Story by Raphael Kadushin; Photographs by John Kernick

Just about 15 minutes west of York, at the start of my drive across Yorkshire, I realize I have entered deep English country.

The hints are hard to miss. There is the billboard advertising the local chimney sweep. There is the lamb, the sheep, and eventually the whole flock wandering across the road. And then there are the signs I pass for Gordale Scar ravine and Stump Cross Caverns, brooding place-names that seem to telegraph a spooky world ahead.

In fact, that is exactly what I am hoping for. Yorkshire played haunted muse to the Brontë sisters and Bram Stoker, whose 19th-century gothic fiction remains fixed in our collective imagination. Scratch the surface of any popular contemporary fantasy, from the Twilight saga to True Blood, and you find the direct descendants of Emily Brontë’s Heathcliff, Stoker’s Dracula, and all the vampires, wraiths, and undead that materialized on Yorkshire’s moors.

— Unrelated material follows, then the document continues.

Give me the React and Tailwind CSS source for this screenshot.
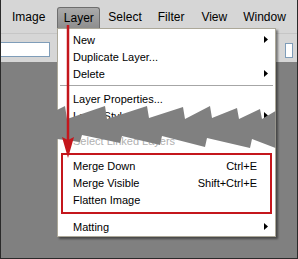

So I have come to England to drive from the Yorkshire Dales, through the North York Moors, and on to the east coast for the pure fun of scaring myself a little. I’m also here to understand why some of our deepest nightmares took hold in this homey shire of tearooms and follies.

Highland cows amble a country road (Photograph by John Kernick)
Highland cows amble a country road. (Photograph by John Kernick)

My first stop is Haworth, 50 miles west of York. Here in the first half of the 19th century, the three Brontë sisters imagined a world of demonic villains, madwomen in the attic, and dispossessed spirits in such novels as Jane Eyre and Wuthering Heights.